Begin

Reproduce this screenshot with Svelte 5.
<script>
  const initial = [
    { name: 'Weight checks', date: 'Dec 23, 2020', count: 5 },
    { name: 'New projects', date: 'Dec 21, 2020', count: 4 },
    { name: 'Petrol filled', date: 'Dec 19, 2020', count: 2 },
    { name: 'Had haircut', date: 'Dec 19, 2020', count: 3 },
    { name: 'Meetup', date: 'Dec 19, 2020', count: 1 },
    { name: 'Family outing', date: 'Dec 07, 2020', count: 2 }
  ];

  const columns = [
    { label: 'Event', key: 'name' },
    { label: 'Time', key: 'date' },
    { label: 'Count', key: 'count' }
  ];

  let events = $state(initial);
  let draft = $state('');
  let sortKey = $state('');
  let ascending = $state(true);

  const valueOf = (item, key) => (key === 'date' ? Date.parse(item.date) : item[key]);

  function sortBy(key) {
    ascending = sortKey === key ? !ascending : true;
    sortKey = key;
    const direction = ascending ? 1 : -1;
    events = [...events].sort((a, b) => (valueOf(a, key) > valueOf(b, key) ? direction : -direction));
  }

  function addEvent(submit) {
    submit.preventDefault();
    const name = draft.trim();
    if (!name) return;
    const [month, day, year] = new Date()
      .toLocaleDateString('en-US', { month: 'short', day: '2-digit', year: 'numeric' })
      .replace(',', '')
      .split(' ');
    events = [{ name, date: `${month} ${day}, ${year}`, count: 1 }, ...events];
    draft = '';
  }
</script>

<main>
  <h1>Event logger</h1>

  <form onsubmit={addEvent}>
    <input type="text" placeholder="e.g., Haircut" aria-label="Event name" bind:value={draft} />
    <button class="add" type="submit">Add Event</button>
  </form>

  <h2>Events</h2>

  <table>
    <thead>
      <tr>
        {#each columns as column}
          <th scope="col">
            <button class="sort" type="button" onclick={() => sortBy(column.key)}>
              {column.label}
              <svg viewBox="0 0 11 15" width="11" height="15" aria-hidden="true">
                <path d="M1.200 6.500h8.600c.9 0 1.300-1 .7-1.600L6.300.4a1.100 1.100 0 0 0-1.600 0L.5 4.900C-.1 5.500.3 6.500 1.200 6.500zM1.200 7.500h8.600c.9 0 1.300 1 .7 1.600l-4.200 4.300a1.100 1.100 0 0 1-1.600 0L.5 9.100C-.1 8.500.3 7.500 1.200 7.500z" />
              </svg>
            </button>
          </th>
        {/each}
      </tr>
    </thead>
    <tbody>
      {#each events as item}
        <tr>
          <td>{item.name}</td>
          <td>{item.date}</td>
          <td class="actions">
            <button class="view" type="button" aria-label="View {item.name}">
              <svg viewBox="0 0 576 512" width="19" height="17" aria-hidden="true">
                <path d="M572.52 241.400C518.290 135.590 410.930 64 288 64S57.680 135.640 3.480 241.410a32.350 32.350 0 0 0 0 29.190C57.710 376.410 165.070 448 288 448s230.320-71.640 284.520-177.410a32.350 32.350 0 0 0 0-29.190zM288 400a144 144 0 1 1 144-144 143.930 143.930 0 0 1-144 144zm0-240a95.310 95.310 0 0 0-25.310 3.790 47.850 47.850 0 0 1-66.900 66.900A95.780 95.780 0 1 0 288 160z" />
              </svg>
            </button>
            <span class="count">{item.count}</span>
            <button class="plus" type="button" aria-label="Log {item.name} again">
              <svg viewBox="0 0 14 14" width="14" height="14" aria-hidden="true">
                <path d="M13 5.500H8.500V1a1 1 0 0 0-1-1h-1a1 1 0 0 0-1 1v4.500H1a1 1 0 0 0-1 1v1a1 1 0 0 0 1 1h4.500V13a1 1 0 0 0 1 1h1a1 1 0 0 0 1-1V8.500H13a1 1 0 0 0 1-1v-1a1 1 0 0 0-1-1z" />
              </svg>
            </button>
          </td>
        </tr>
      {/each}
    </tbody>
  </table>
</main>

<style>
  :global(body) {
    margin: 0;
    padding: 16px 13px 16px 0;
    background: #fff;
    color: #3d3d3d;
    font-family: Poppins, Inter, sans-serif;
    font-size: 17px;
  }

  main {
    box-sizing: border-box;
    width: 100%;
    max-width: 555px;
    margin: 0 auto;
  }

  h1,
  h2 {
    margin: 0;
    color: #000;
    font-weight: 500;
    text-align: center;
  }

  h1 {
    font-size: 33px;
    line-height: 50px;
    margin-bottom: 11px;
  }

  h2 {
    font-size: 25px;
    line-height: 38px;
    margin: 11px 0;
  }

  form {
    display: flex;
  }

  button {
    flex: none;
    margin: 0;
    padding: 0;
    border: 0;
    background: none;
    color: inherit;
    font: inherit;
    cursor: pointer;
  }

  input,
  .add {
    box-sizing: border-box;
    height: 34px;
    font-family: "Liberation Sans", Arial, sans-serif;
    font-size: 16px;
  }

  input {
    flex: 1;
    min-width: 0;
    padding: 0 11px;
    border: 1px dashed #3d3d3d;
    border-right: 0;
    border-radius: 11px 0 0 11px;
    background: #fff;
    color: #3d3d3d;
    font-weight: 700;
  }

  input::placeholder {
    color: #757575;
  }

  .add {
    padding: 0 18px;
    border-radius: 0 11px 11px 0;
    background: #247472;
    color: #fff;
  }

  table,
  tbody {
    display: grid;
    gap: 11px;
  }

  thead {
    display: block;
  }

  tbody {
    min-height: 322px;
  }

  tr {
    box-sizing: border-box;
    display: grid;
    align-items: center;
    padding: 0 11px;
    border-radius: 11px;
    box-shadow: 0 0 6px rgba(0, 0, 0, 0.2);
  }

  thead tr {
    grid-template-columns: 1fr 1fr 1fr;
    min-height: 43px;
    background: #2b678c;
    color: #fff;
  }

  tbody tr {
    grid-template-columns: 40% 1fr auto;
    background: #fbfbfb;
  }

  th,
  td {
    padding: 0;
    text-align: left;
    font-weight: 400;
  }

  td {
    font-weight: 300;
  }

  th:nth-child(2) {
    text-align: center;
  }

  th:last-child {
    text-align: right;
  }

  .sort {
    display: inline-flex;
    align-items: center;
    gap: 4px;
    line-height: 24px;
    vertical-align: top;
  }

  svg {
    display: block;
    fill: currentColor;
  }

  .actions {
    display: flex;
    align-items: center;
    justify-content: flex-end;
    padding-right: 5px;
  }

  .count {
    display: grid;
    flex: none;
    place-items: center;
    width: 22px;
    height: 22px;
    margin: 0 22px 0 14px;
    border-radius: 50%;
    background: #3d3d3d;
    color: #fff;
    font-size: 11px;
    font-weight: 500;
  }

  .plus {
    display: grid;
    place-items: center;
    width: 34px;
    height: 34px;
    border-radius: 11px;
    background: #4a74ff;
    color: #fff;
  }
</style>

End
Begin

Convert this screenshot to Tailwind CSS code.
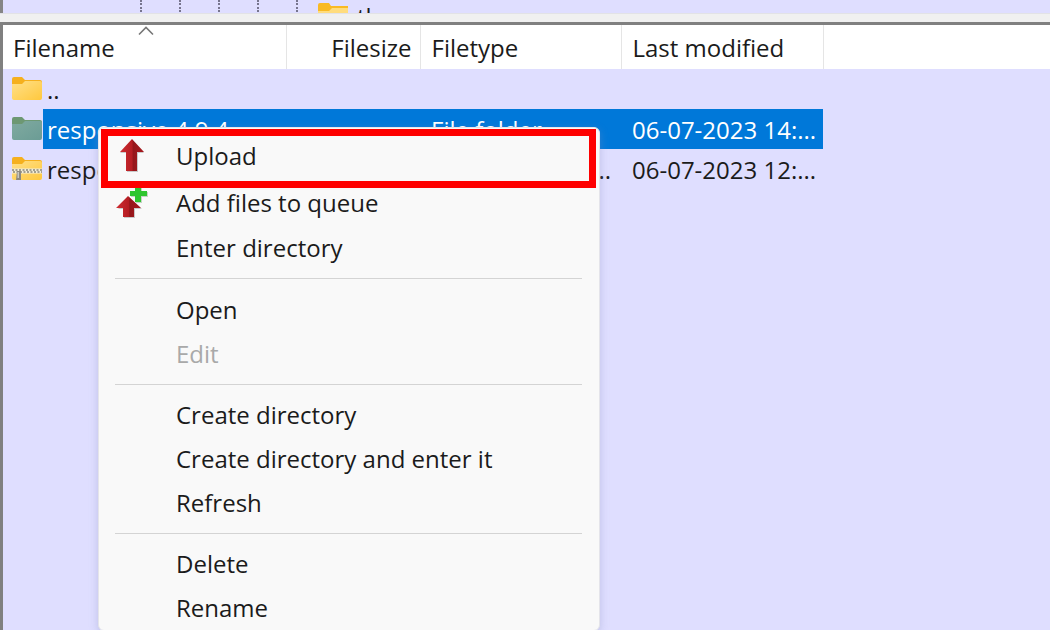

End
Begin

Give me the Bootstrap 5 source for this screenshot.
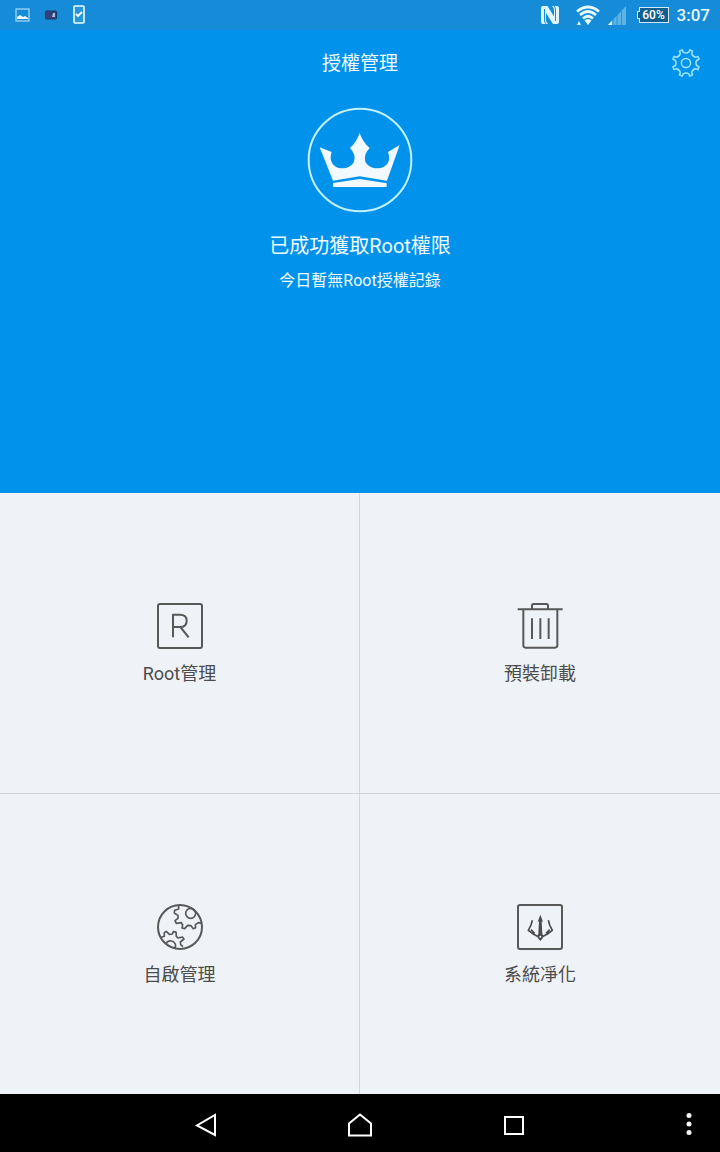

End

Pull out each line of the listing that holds the string "this".

Reproduce this screenshot with Svelte 5.
Convert this screenshot to Tailwind CSS code.
Give me the Bootstrap 5 source for this screenshot.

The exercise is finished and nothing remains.